─── Data

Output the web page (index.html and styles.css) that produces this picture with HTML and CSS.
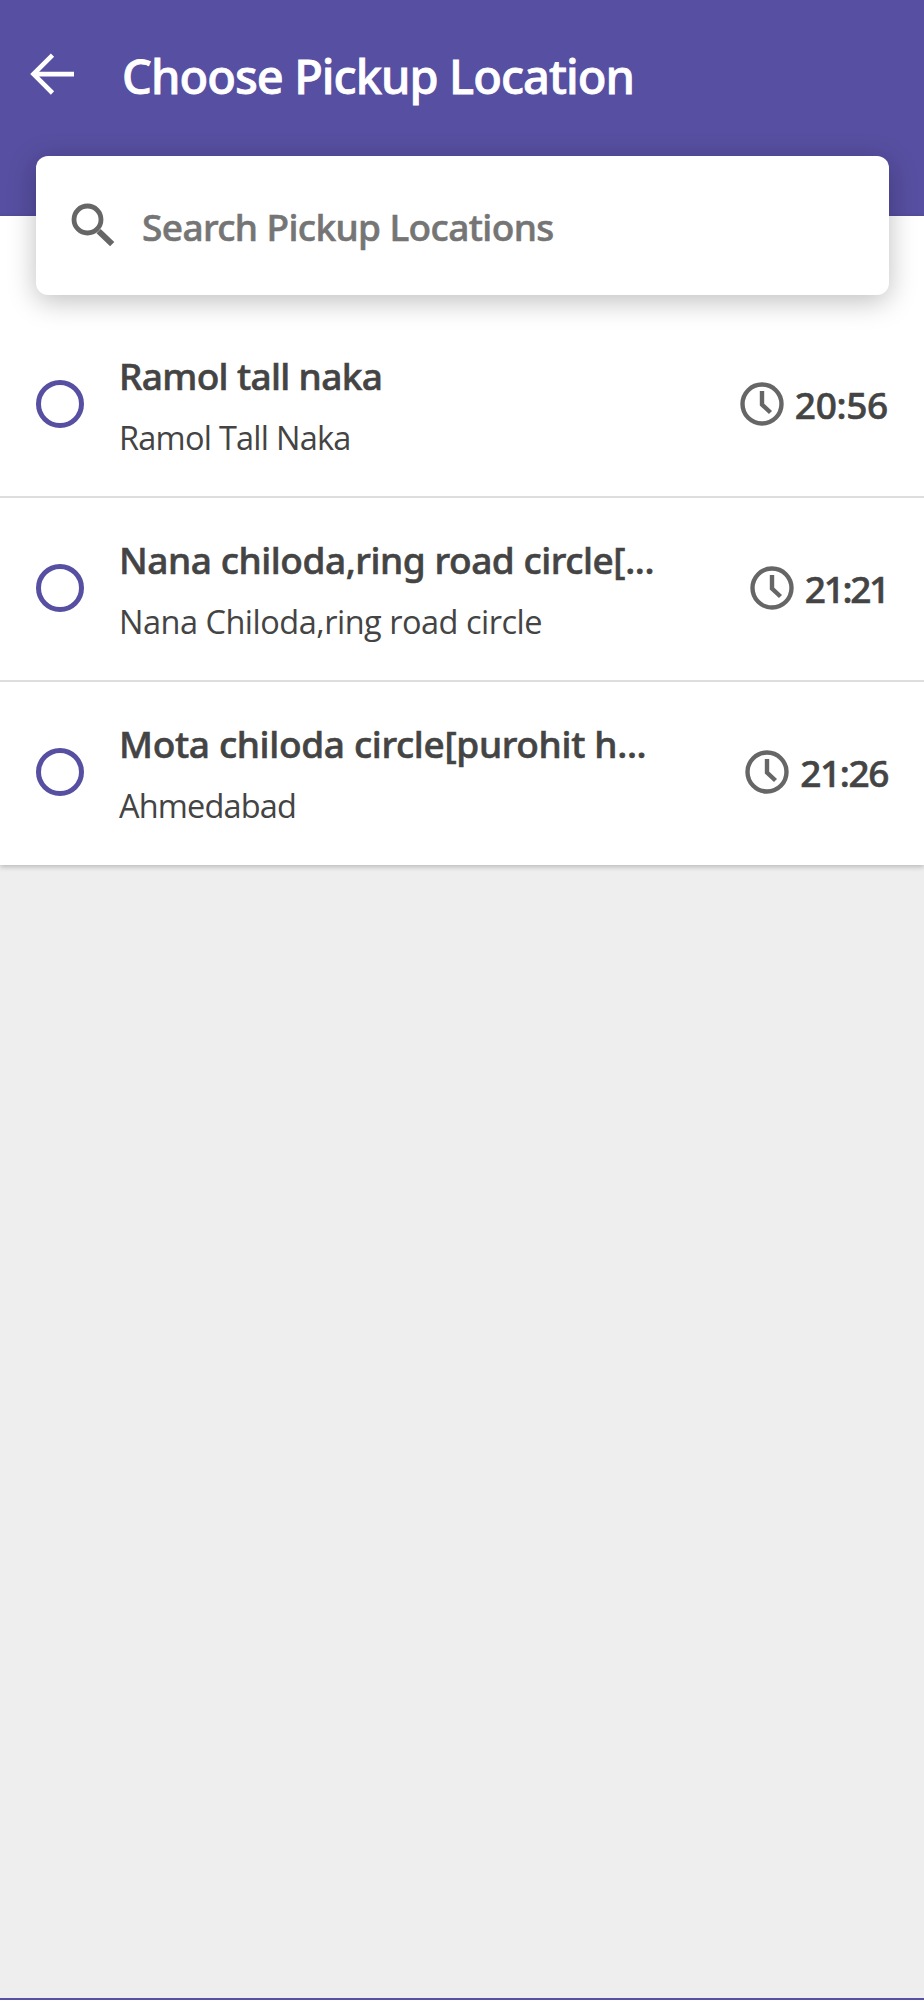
FILE: index.html
```html
<!DOCTYPE html>
<html lang="en">
<head>
<meta charset="utf-8">
<title>Choose Pickup Location</title>
<link rel="stylesheet" href="styles.css">
</head>
<body>
<header class="header">
  <svg class="back" viewBox="0 0 46 42" fill="none" stroke="#fff" stroke-width="4.6"><path d="M23.5 2.2 4.5 21.1 23.5 40M4 21.1H45"/></svg>
  <h1 class="title">Choose Pickup Location</h1>
</header>
<main class="panel">
  <div class="search">
    <svg class="lens" viewBox="0 0 44 44" fill="none" stroke="#666"><circle cx="16.5" cy="16.5" r="13.5" stroke-width="4.8"/><path d="M27.6 28.2 41.2 41.2" stroke-width="6"/></svg>
    <span class="placeholder">Search Pickup Locations</span>
  </div>
  <ul class="list">
    <li class="row">
      <span class="radio"></span>
      <div class="info"><div class="name">Ramol tall naka</div><div class="place">Ramol Tall Naka</div></div>
      <div class="when"><svg class="clock" viewBox="0 0 44 44" fill="none" stroke="#666" stroke-width="4.4"><circle cx="22" cy="22" r="19.5"/><path d="M22 9V22.5L30.5 30.5"/></svg><span class="time">20:56</span></div>
    </li>
    <li class="row">
      <span class="radio"></span>
      <div class="info"><div class="name">Nana chiloda,ring road circle[...</div><div class="place">Nana Chiloda,ring road circle</div></div>
      <div class="when"><svg class="clock" viewBox="0 0 44 44" fill="none" stroke="#666" stroke-width="4.4"><circle cx="22" cy="22" r="19.5"/><path d="M22 9V22.5L30.5 30.5"/></svg><span class="time">21:21</span></div>
    </li>
    <li class="row">
      <span class="radio"></span>
      <div class="info"><div class="name">Mota chiloda circle[purohit h...</div><div class="place">Ahmedabad</div></div>
      <div class="when"><svg class="clock" viewBox="0 0 44 44" fill="none" stroke="#666" stroke-width="4.4"><circle cx="22" cy="22" r="19.5"/><path d="M22 9V22.5L30.5 30.5"/></svg><span class="time">21:26</span></div>
    </li>
  </ul>
</main>
<footer class="edge"></footer>
</body>
</html>
```
FILE: styles.css
```css
* { box-sizing: border-box; }
body { margin: 0; min-height: 2000px; display: flex; flex-direction: column; background: #eee; color: #444; font-family: "Noto Sans", "Open Sans", sans-serif; }
.header { height: 216px; display: flex; align-items: flex-start; padding: 53px 29px 0; background: #574fa1; }
.back { width: 46px; height: 42px; flex: none; }
.title { margin: -7px 0 0 47px; font-size: 47px; line-height: 60px; font-weight: 500; letter-spacing: -.95px; -webkit-text-stroke: .8px; color: #fff; white-space: nowrap; }
.panel { height: 649px; background: #fff; box-shadow: 0 2px 5px rgba(0,0,0,.22); }
.search { height: 139px; margin: -60px 35px 19px 36px; padding-left: 35px; display: flex; align-items: center; background: #fff; border-radius: 12px; box-shadow: 0 6px 28px rgba(0,0,0,.26); position: relative; }
.lens { width: 44px; height: 44px; margin-top: -2px; }
.placeholder { margin: 2px 0 0 27px; font-size: 37px; font-weight: 500; letter-spacing: -.6px; -webkit-text-stroke: .6px; color: #757575; white-space: nowrap; }
.list { list-style: none; margin: 0; padding: 0; }
.row { height: 184px; padding: 0 36px; display: flex; align-items: flex-start; border-bottom: 2px solid #dedede; }
.row:last-child { border-color: transparent; }
.radio { width: 48px; height: 48px; margin-top: 66px; border: 5px solid #574fa1; border-radius: 50%; flex: none; }
.info { margin: 37px 0 0 35px; flex: 1; white-space: nowrap; }
.name { font-size: 37px; font-weight: 500; line-height: 50px; letter-spacing: -.65px; -webkit-text-stroke: .6px; }
.place { margin-top: 13px; font-family: "Open Sans", sans-serif; font-size: 32.5px; line-height: 48px; letter-spacing: -.75px; }
.when { display: flex; align-items: flex-start; margin-top: 66px; }
.clock { width: 44px; height: 44px; margin-top: 2px; }
.time { margin-left: 11px; font-size: 37px; line-height: 50px; font-weight: 500; letter-spacing: -.3px; -webkit-text-stroke: .6px; }
.row:nth-child(2) .name { letter-spacing: -.44px; }
.row:nth-child(2) .place { letter-spacing: -.5px; }
.row:nth-child(2) .time { letter-spacing: -2.3px; }
.row:nth-child(3) .name { letter-spacing: -.33px; }
.row:nth-child(3) .place { letter-spacing: -.85px; }
.row:nth-child(3) .time { letter-spacing: -1.4px; }
.edge { height: 2px; margin-top: auto; background: #574fa1; }
```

──────

Without the pictures, transcribe the listing above exactly.

Result of this task →
Output the web page (index.html and styles.css) that produces this picture with HTML and CSS.
FILE: index.html
```html
<!DOCTYPE html>
<html lang="en">
<head>
<meta charset="utf-8">
<title>Choose Pickup Location</title>
<link rel="stylesheet" href="styles.css">
</head>
<body>
<header class="header">
  <svg class="back" viewBox="0 0 46 42" fill="none" stroke="#fff" stroke-width="4.6"><path d="M23.5 2.2 4.5 21.1 23.5 40M4 21.1H45"/></svg>
  <h1 class="title">Choose Pickup Location</h1>
</header>
<main class="panel">
  <div class="search">
    <svg class="lens" viewBox="0 0 44 44" fill="none" stroke="#666"><circle cx="16.5" cy="16.5" r="13.5" stroke-width="4.8"/><path d="M27.6 28.2 41.2 41.2" stroke-width="6"/></svg>
    <span class="placeholder">Search Pickup Locations</span>
  </div>
  <ul class="list">
    <li class="row">
      <span class="radio"></span>
      <div class="info"><div class="name">Ramol tall naka</div><div class="place">Ramol Tall Naka</div></div>
      <div class="when"><svg class="clock" viewBox="0 0 44 44" fill="none" stroke="#666" stroke-width="4.4"><circle cx="22" cy="22" r="19.5"/><path d="M22 9V22.5L30.5 30.5"/></svg><span class="time">20:56</span></div>
    </li>
    <li class="row">
      <span class="radio"></span>
      <div class="info"><div class="name">Nana chiloda,ring road circle[...</div><div class="place">Nana Chiloda,ring road circle</div></div>
      <div class="when"><svg class="clock" viewBox="0 0 44 44" fill="none" stroke="#666" stroke-width="4.4"><circle cx="22" cy="22" r="19.5"/><path d="M22 9V22.5L30.5 30.5"/></svg><span class="time">21:21</span></div>
    </li>
    <li class="row">
      <span class="radio"></span>
      <div class="info"><div class="name">Mota chiloda circle[purohit h...</div><div class="place">Ahmedabad</div></div>
      <div class="when"><svg class="clock" viewBox="0 0 44 44" fill="none" stroke="#666" stroke-width="4.4"><circle cx="22" cy="22" r="19.5"/><path d="M22 9V22.5L30.5 30.5"/></svg><span class="time">21:26</span></div>
    </li>
  </ul>
</main>
<footer class="edge"></footer>
</body>
</html>
```
FILE: styles.css
```css
* { box-sizing: border-box; }
body { margin: 0; min-height: 2000px; display: flex; flex-direction: column; background: #eee; color: #444; font-family: "Noto Sans", "Open Sans", sans-serif; }
.header { height: 216px; display: flex; align-items: flex-start; padding: 53px 29px 0; background: #574fa1; }
.back { width: 46px; height: 42px; flex: none; }
.title { margin: -7px 0 0 47px; font-size: 47px; line-height: 60px; font-weight: 500; letter-spacing: -.95px; -webkit-text-stroke: .8px; color: #fff; white-space: nowrap; }
.panel { height: 649px; background: #fff; box-shadow: 0 2px 5px rgba(0,0,0,.22); }
.search { height: 139px; margin: -60px 35px 19px 36px; padding-left: 35px; display: flex; align-items: center; background: #fff; border-radius: 12px; box-shadow: 0 6px 28px rgba(0,0,0,.26); position: relative; }
.lens { width: 44px; height: 44px; margin-top: -2px; }
.placeholder { margin: 2px 0 0 27px; font-size: 37px; font-weight: 500; letter-spacing: -.6px; -webkit-text-stroke: .6px; color: #757575; white-space: nowrap; }
.list { list-style: none; margin: 0; padding: 0; }
.row { height: 184px; padding: 0 36px; display: flex; align-items: flex-start; border-bottom: 2px solid #dedede; }
.row:last-child { border-color: transparent; }
.radio { width: 48px; height: 48px; margin-top: 66px; border: 5px solid #574fa1; border-radius: 50%; flex: none; }
.info { margin: 37px 0 0 35px; flex: 1; white-space: nowrap; }
.name { font-size: 37px; font-weight: 500; line-height: 50px; letter-spacing: -.65px; -webkit-text-stroke: .6px; }
.place { margin-top: 13px; font-family: "Open Sans", sans-serif; font-size: 32.5px; line-height: 48px; letter-spacing: -.75px; }
.when { display: flex; align-items: flex-start; margin-top: 66px; }
.clock { width: 44px; height: 44px; margin-top: 2px; }
.time { margin-left: 11px; font-size: 37px; line-height: 50px; font-weight: 500; letter-spacing: -.3px; -webkit-text-stroke: .6px; }
.row:nth-child(2) .name { letter-spacing: -.44px; }
.row:nth-child(2) .place { letter-spacing: -.5px; }
.row:nth-child(2) .time { letter-spacing: -2.3px; }
.row:nth-child(3) .name { letter-spacing: -.33px; }
.row:nth-child(3) .place { letter-spacing: -.85px; }
.row:nth-child(3) .time { letter-spacing: -1.4px; }
.edge { height: 2px; margin-top: auto; background: #574fa1; }
```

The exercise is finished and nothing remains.